The reaction produces a cloudy precipitate of sulfur (S), causing the solution to become opaque. The rate of the reaction can be determined by measuring the time taken for the solution to become opaque enough to obscure a mark placed beneath the reaction flask. This method provides a simple, yet effective, way to observe and quantify reaction rate changes. Collision theory suggests that the rate of a reaction is directly proportional to the frequency of successful collisions between reacting particles. By varying the concentration of one reactant while keeping the other constant, we can investigate the relationship between concentration and reaction rate, providing experimental evidence to support or refute this theory.

Materials and Methods

Materials:

• Sodium thiosulfate (Na₂S₂O₃) solutions of varying concentrations (e.g., 0.1M, 0.2M, 0.3M, 0.4M, 0.5M)
• Hydrochloric acid (HCl) solution (e.g., 1M)
• Conical flasks (250mL)
• Measuring cylinders (50mL and 10mL)
• Stopwatch
• Pipettes
• Beaker
• Distilled water
• Marker pen

Procedure:

1. Preparation: A cross was drawn on a piece of white paper, and this paper was placed under each conical flask. The appropriate volume of sodium thiosulfate solution was measured using a pipette and added to the conical flask.
2. Acid Addition: A measured volume (e.g., 20mL) of 1M hydrochloric acid was added to the conical flask using a measuring cylinder. The stopwatch was started simultaneously.
3. Timing: The flask was gently swirled to mix the reactants. The time taken for the solution to become opaque enough to obscure the cross was recorded.
4. Concentration Variation: Steps 1-3 were repeated using different concentrations of sodium thiosulfate solution, while maintaining a constant volume and concentration of hydrochloric acid.
5. Data Recording: The time taken for the reaction to obscure the cross for each concentration was meticulously recorded in a data table. All measurements were taken three times to improve the reliability of the results.

Results

The data obtained from the experiment are presented in the following table:

(Note: This data is an example. Your experimental data will vary.)

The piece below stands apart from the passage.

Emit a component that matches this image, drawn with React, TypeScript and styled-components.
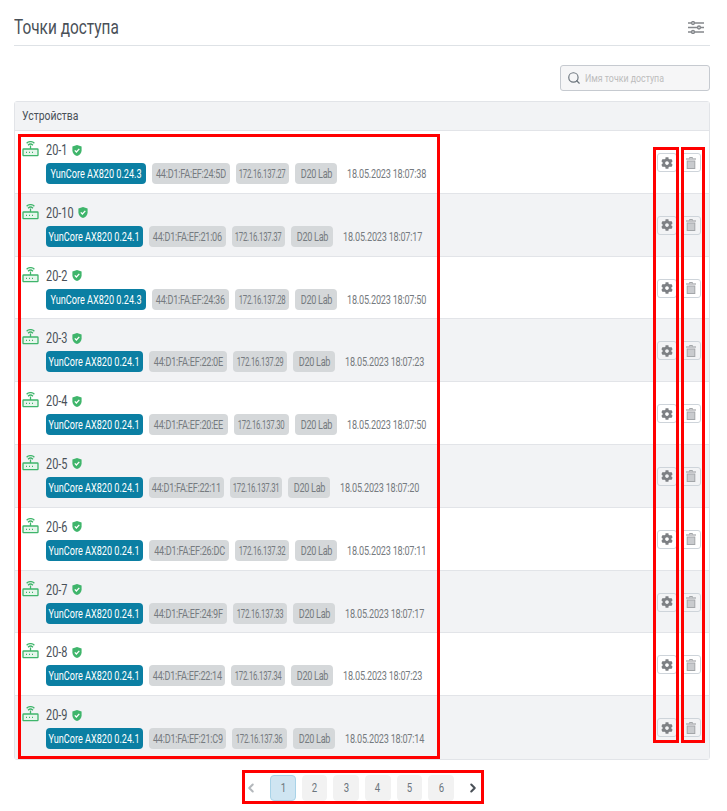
import styled, { createGlobalStyle } from 'styled-components';
import { ChevronLeft, ChevronRight, Search } from 'lucide-react';
import { FaCog } from 'react-icons/fa';

const GlobalStyle = createGlobalStyle`
    html, body {
        margin: 0;
        background: #fff;
        font-family: 'Roboto', 'Liberation Sans', sans-serif;
        color: #495057;
    }
`;

// tag widths come from the text, the digits of the original font are not all the same width
const devices = [
    { name: '20-1', fw: 'YunCore AX820 0.24.3', fwW: 100, mac: '44:D1:FA:EF:24:5D', macW: 78, ip: '172.16.137.27', ipW: 53, date: '18.05.2023 18:07:38' },
    { name: '20-10', fw: 'YunCore AX820 0.24.1', fwW: 97, mac: '44:D1:FA:EF:21:06', macW: 77, ip: '172.16.137.37', ipW: 53, date: '18.05.2023 18:07:17' },
    { name: '20-2', fw: 'YunCore AX820 0.24.3', fwW: 100, mac: '44:D1:FA:EF:24:36', macW: 77, ip: '172.16.137.28', ipW: 54, date: '18.05.2023 18:07:50' },
    { name: '20-3', fw: 'YunCore AX820 0.24.1', fwW: 97, mac: '44:D1:FA:EF:22:0E', macW: 78, ip: '172.16.137.29', ipW: 54, date: '18.05.2023 18:07:23' },
    { name: '20-4', fw: 'YunCore AX820 0.24.1', fwW: 97, mac: '44:D1:FA:EF:20:EE', macW: 79, ip: '172.16.137.30', ipW: 55, date: '18.05.2023 18:07:50' },
    { name: '20-5', fw: 'YunCore AX820 0.24.1', fwW: 97, mac: '44:D1:FA:EF:22:11', macW: 75, ip: '172.16.137.31', ipW: 52, date: '18.05.2023 18:07:20' },
    { name: '20-6', fw: 'YunCore AX820 0.24.1', fwW: 97, mac: '44:D1:FA:EF:26:DC', macW: 80, ip: '172.16.137.32', ipW: 54, date: '18.05.2023 18:07:11' },
    { name: '20-7', fw: 'YunCore AX820 0.24.1', fwW: 97, mac: '44:D1:FA:EF:24:9F', macW: 78, ip: '172.16.137.33', ipW: 54, date: '18.05.2023 18:07:17' },
    { name: '20-8', fw: 'YunCore AX820 0.24.1', fwW: 97, mac: '44:D1:FA:EF:22:14', macW: 76, ip: '172.16.137.34', ipW: 54, date: '18.05.2023 18:07:23' },
    { name: '20-9', fw: 'YunCore AX820 0.24.1', fwW: 97, mac: '44:D1:FA:EF:21:C9', macW: 77, ip: '172.16.137.36', ipW: 55, date: '18.05.2023 18:07:14' },
];

const RouterIcon = () => (
    <svg width="17" height="16" viewBox="0 0 17 16" fill="none" stroke="#3fb56b" strokeWidth="1.3">
        <rect x="1" y="8" width="15" height="6.6" rx="0.6" fill="#e6f6ec" />
        <path d="M8.5 8V4.5" />
        <path d="M6 4.2a3.6 3.6 0 0 1 5 0" />
        <path d="M4.6 2.2a5.6 5.6 0 0 1 7.8 0" />
        <path d="M4 11.3h1M7 11.3h1M10 11.3h1" />
    </svg>
);

const ShieldIcon = () => (
    <svg width="10" height="11" viewBox="0 0 10 11">
        <path d="M5 0L9.6 1.6V5.4C9.6 8 7.6 10 5 11C2.4 10 .4 8 .4 5.4V1.6Z" fill="#3fb56b" />
        <path d="M2.8 5.4L4.4 7L7.3 3.9" fill="none" stroke="#fff" strokeWidth="1.3" />
    </svg>
);

const TrashIcon = () => (
    <svg width="10" height="12" viewBox="0 0 10 12">
        <path d="M3.5 1.5V.5h3v1" fill="none" stroke="#a3a6a9" strokeWidth="1" />
        <path d="M0 2h10" stroke="#a3a6a9" strokeWidth="1.2" />
        <rect x="1.2" y="4" width="7.6" height="7.5" fill="#c9cbce" stroke="#a3a6a9" strokeWidth="1" />
    </svg>
);

const FilterIcon = () => (
    <svg width="16" height="13" viewBox="0 0 16 13" fill="#fff" stroke="#85888c" strokeWidth="1.5">
        <path d="M0 2h16M0 6.5h16M0 11h16" />
        <circle cx="5" cy="2" r="1.4" />
        <circle cx="11" cy="6.5" r="1.4" />
        <circle cx="5" cy="11" r="1.4" />
    </svg>
);

export default function App() {
    return (
        <Page>
            <GlobalStyle />
            <Header>
                <Title>Точки доступа</Title>
                <FilterIcon />
            </Header>
            <SearchRow>
                <SearchBox>
                    <Search size={14} color="#6c757d" />
                    <SearchText>Имя точки доступа</SearchText>
                </SearchBox>
            </SearchRow>
            <Card>
                <CardHead>
                    <HeadText>Устройства</HeadText>
                </CardHead>
                {devices.map((d, i) => (
                    <Row key={d.name} $odd={i % 2 === 1}>
                        <RouterIcon />
                        <Info>
                            <NameLine>
                                <Name $chars={d.name.length}>{d.name}</Name>
                                <ShieldIcon />
                            </NameLine>
                            <Tags>
                                <Tag $blue $w={d.fwW}>
                                    <TagText>{d.fw}</TagText>
                                </Tag>
                                <Tag $w={d.macW}>
                                    <TagText $spacing={-0.35}>{d.mac}</TagText>
                                </Tag>
                                <Tag $w={d.ipW}>
                                    <TagText $spacing={-0.4} $scale={0.6}>{d.ip}</TagText>
                                </Tag>
                                <Tag $w={42}>
                                    <TagText $spacing={-0.4}>D20 Lab</TagText>
                                </Tag>
                                <DateText>{d.date}</DateText>
                            </Tags>
                        </Info>
                        <Actions>
                            <IconButton>
                                <FaCog size={12} color="#7d8084" />
                            </IconButton>
                            <IconButton>
                                <TrashIcon />
                            </IconButton>
                        </Actions>
                    </Row>
                ))}
            </Card>
            <Pager>
                <ChevronLeft size={14} strokeWidth={3.5} color="#b4b8bc" />
                <PageGroup>
                    {[1, 2, 3, 4, 5, 6].map((p) => (
                        <PageButton key={p} $active={p === 1}>
                            <PageNum>{p}</PageNum>
                        </PageButton>
                    ))}
                </PageGroup>
                <ChevronRight size={14} strokeWidth={3.5} color="#495057" />
            </Pager>
            <Mark $left={18} $top={134} $w={422} $h={625} />
            <Mark $left={653} $top={147} $w={26} $h={596} />
            <Mark $left={681} $top={147} $w={24} $h={596} />
            <Mark $left={242} $top={770} $w={242} $h={34} />
        </Page>
    );
}

const Page = styled.div`
    position: relative;
    width: 727px;
    height: 811px;
    padding: 0 17px 0 14px;
    box-sizing: border-box;
    overflow: hidden;
`;

const Header = styled.div`
    height: 46px;
    border-bottom: 1px solid #dee2e6;
    display: flex;
    align-items: center;
    justify-content: space-between;
    padding: 9px 6px 0 0;
    box-sizing: border-box;
`;

const Title = styled.div`
    font-size: 20px;
    color: #495057;
    transform: scaleX(0.77);
    transform-origin: left center;
`;

const SearchRow = styled.div`
    display: flex;
    justify-content: flex-end;
    padding-top: 19px;
`;

const SearchBox = styled.div`
    width: 150px;
    height: 26px;
    box-sizing: border-box;
    border: 1px solid #c6cad0;
    border-radius: 3px;
    background: #f6f6f7;
    display: flex;
    align-items: center;
    gap: 4px;
    padding-left: 6px;
`;

const SearchText = styled.span`
    font-size: 11px;
    color: #bdbdbd;
    white-space: nowrap;
    transform: scaleX(0.8);
    transform-origin: left center;
`;

const Card = styled.div`
    margin-top: 10px;
    border: 1px solid #e2e4e8;
    border-radius: 3px;
`;

const CardHead = styled.div`
    height: 28px;
    background: #f2f3f5;
    border-bottom: 1px solid #e2e4e8;
    line-height: 28px;
    padding-left: 7px;
`;

const HeadText = styled.div`
    font-size: 13px;
    color: #495057;
    transform: scaleX(0.8);
    transform-origin: left center;
`;

const Row = styled.div<{ $odd?: boolean }>`
    height: 62.8px;
    box-sizing: border-box;
    display: flex;
    align-items: flex-start;
    padding: 10px 8px 0 7px;
    background: ${(p) => (p.$odd ? '#f2f3f5' : '#fff')};
    border-bottom: 1px solid #e2e4e8;
    &:last-child {
        border-bottom: none;
    }
`;

const Info = styled.div`
    margin-left: 7px;
    flex: 1;
`;

const NameLine = styled.div`
    display: flex;
    align-items: center;
    gap: 5px;
    height: 18px;
`;

const Name = styled.span<{ $chars: number }>`
    width: ${(p) => p.$chars * 6 - 3}px;
    font-size: 14px;
    color: #495057;
    white-space: nowrap;
    transform: scaleX(0.78);
    transform-origin: left center;
`;

const Tags = styled.div`
    display: flex;
    align-items: center;
    gap: 6px;
    margin-top: 4px;
`;

const Tag = styled.div<{ $blue?: boolean; $w: number }>`
    width: ${(p) => p.$w}px;
    height: 21px;
    border-radius: 4px;
    display: flex;
    align-items: center;
    justify-content: center;
    background: ${(p) => (p.$blue ? '#0b7fa3' : '#d5d8da')};
    color: ${(p) => (p.$blue ? '#fff' : '#767b80')};
`;

const TagText = styled.span<{ $spacing?: number; $scale?: number }>`
    font-size: 13px;
    letter-spacing: ${(p) => p.$spacing ?? 0}px;
    white-space: nowrap;
    transform: scaleX(${(p) => p.$scale ?? 0.7});
`;

const DateText = styled.span`
    font-size: 13px;
    color: #767b80;
    margin-left: 4px;
    letter-spacing: -0.3px;
    white-space: nowrap;
    transform: scaleX(0.7);
    transform-origin: left center;
`;

const Actions = styled.div`
    display: flex;
    gap: 4px;
    margin-top: 12px;
`;

const IconButton = styled.div`
    width: 20px;
    height: 19px;
    box-sizing: border-box;
    border: 1px solid #ced4da;
    border-radius: 3px;
    display: flex;
    align-items: center;
    justify-content: center;
`;

const Pager = styled.div`
    display: flex;
    align-items: center;
    justify-content: center;
    gap: 12px;
    margin-top: 15px;
`;

const PageGroup = styled.div`
    display: flex;
    gap: 6px;
`;

const PageButton = styled.div<{ $active?: boolean }>`
    width: 25.6px;
    height: 26px;
    box-sizing: border-box;
    border-radius: 4px;
    display: flex;
    align-items: center;
    justify-content: center;
    color: #6c757d;
    background: ${(p) => (p.$active ? '#cfe5f2' : '#f2f2f2')};
    border: 1px solid ${(p) => (p.$active ? '#a9d3e8' : '#f2f2f2')};
`;

const PageNum = styled.span`
    font-size: 12px;
    transform: scaleX(0.8);
`;

const Mark = styled.div<{ $left: number; $top: number; $w: number; $h: number }>`
    position: absolute;
    left: ${(p) => p.$left}px;
    top: ${(p) => p.$top}px;
    width: ${(p) => p.$w}px;
    height: ${(p) => p.$h}px;
    box-sizing: border-box;
    border: 3px solid #f00;
    pointer-events: none;
`;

A graph was plotted with the concentration of sodium thiosulfate on the x-axis and the reciprocal of the average time (1/Average Time) on the y-axis. This represents the rate of reaction. The graph should show a linear relationship, demonstrating a direct proportionality between the concentration of sodium thiosulfate and the rate of the reaction. (Include the graph here. Ensure it's clearly labeled with axes titles, units, and a descriptive title.)

Discussion

The results obtained strongly support the principles of collision theory. The graph clearly shows a direct proportionality between the concentration of sodium thiosulfate and the rate of reaction. As the concentration of sodium thiosulfate increases, the number of sodium thiosulfate particles per unit volume increases. This leads to a higher frequency of collisions between sodium thiosulfate and hydrochloric acid molecules. Consequently, more successful collisions occur, leading to a faster reaction rate.

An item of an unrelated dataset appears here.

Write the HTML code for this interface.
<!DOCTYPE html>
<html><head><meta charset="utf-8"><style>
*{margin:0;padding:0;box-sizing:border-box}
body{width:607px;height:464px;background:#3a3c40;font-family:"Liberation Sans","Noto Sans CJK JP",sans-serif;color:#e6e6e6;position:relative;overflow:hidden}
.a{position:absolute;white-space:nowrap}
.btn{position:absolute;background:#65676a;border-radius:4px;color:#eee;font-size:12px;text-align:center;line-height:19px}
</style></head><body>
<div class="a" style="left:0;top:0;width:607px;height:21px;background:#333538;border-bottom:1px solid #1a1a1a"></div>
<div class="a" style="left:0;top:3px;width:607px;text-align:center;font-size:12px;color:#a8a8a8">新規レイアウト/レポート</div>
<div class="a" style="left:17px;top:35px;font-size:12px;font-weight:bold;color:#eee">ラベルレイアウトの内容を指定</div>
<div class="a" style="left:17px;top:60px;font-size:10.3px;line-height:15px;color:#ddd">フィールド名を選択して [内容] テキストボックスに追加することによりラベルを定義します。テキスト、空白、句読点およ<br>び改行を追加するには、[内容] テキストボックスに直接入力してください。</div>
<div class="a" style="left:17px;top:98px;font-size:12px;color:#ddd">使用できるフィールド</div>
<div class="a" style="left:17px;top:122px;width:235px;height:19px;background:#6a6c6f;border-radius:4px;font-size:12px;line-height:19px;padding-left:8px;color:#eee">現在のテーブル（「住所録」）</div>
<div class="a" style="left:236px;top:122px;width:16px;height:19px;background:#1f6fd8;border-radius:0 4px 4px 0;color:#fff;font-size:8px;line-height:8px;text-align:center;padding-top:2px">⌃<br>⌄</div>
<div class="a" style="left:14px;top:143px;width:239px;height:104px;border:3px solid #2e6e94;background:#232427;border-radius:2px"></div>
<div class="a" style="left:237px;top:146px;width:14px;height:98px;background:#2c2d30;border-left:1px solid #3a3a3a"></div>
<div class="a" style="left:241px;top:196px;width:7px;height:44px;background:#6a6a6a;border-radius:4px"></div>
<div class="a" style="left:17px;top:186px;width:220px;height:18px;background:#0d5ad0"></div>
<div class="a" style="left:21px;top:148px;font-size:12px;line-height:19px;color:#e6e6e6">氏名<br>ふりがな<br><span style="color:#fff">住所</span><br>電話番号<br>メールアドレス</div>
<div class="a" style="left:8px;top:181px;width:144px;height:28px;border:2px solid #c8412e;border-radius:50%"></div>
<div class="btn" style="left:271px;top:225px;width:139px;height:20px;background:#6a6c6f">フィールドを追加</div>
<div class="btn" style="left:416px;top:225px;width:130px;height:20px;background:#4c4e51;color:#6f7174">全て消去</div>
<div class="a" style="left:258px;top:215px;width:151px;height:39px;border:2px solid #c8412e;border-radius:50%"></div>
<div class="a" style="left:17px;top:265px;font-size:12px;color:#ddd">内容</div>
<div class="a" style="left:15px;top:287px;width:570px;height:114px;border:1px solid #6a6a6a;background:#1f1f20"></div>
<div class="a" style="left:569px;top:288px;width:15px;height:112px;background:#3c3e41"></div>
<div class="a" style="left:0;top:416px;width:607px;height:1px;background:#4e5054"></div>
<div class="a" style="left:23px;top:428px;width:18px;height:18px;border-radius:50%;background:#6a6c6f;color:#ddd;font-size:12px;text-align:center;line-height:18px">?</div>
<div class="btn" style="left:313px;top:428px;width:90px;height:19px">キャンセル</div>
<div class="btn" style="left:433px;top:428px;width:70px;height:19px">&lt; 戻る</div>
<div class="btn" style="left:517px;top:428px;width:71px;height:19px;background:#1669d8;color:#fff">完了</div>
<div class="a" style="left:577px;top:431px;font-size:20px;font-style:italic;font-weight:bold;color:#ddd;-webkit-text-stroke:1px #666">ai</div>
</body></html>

However, the experiment was not without limitations. The method used to determine the reaction rate is relatively crude. The subjective nature of determining when the cross is obscured could introduce some experimental error. Also, the temperature was not controlled rigorously, which could have affected the reaction rate. Future experiments could improve the accuracy of the reaction rate measurement by using a more precise method, such as a spectrophotometer to monitor the change in absorbance of the solution. Furthermore, maintaining a constant temperature throughout the experiment would reduce the impact of temperature variations on the reaction rate.

Conclusion

This experiment successfully demonstrated the relationship between the concentration of a reactant and the rate of a chemical reaction. The results strongly support the principles of collision theory, showing a direct correlation between the concentration of sodium thiosulfate and the rate of reaction with hydrochloric acid. The limitations of the experimental method were identified, and suggestions for improvements were proposed for future investigations.

References

(List any relevant references here. If you used a textbook or online resource, cite them appropriately using a consistent citation style.)

Appendix

(Include any additional information, such as raw data, calculations, or calibration curves, in the appendix.)

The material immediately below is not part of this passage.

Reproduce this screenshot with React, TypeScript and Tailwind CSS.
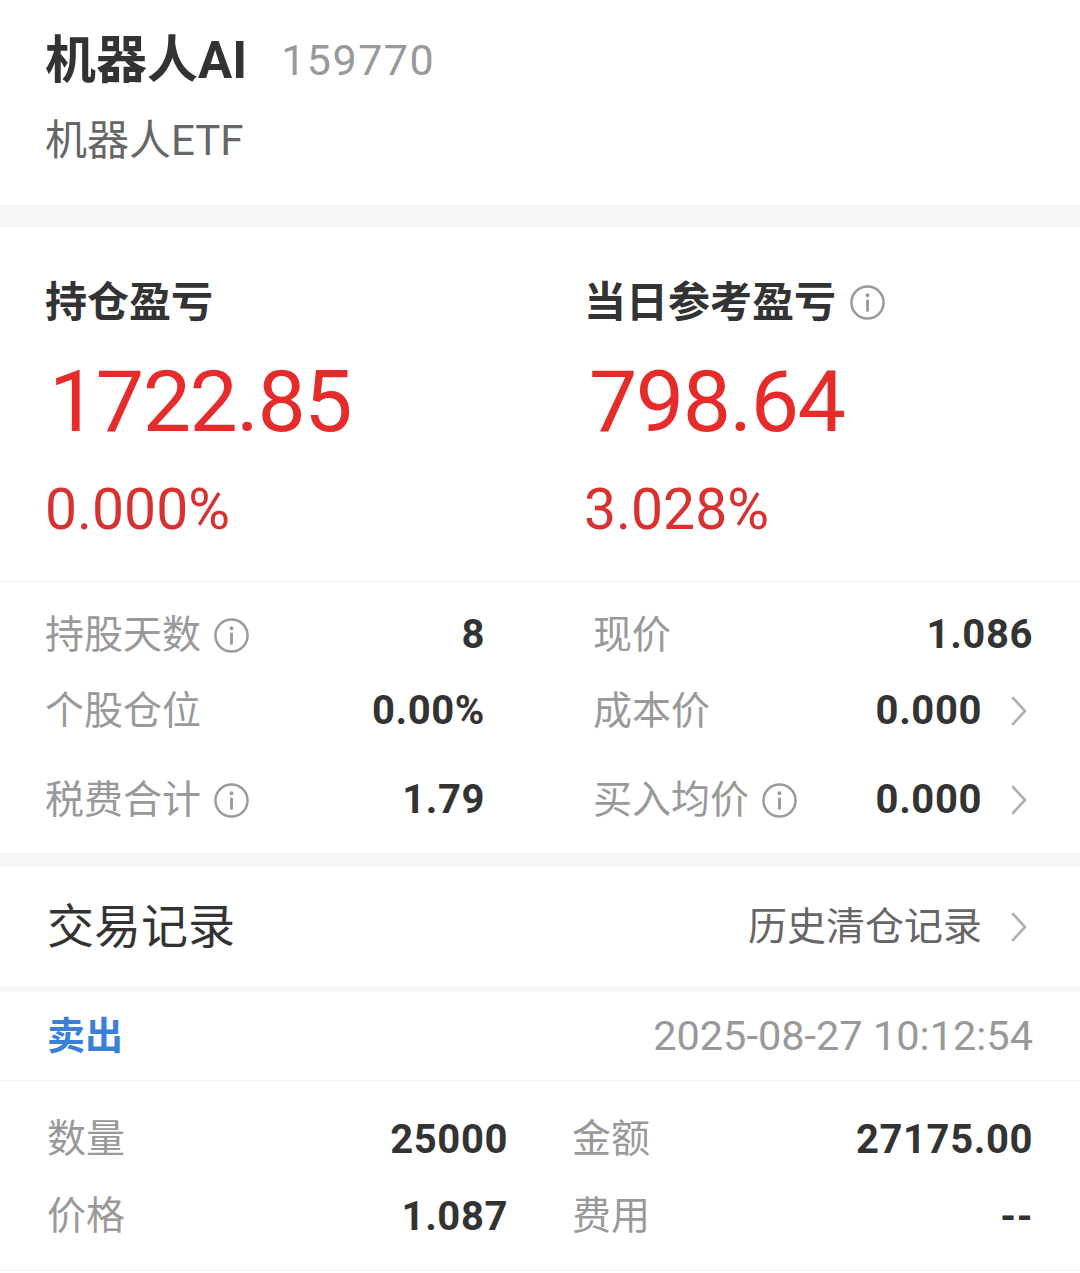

This example provides a comprehensive structure and content for a formal chemistry lab report. Remember to adapt it to your specific experiment, including your own data and analysis. Clear writing, accurate data presentation, and a thorough discussion of results and limitations are crucial for a high-quality lab report. Always double-check your work for errors in grammar, spelling, and formatting before submission. Good luck with your future lab reports!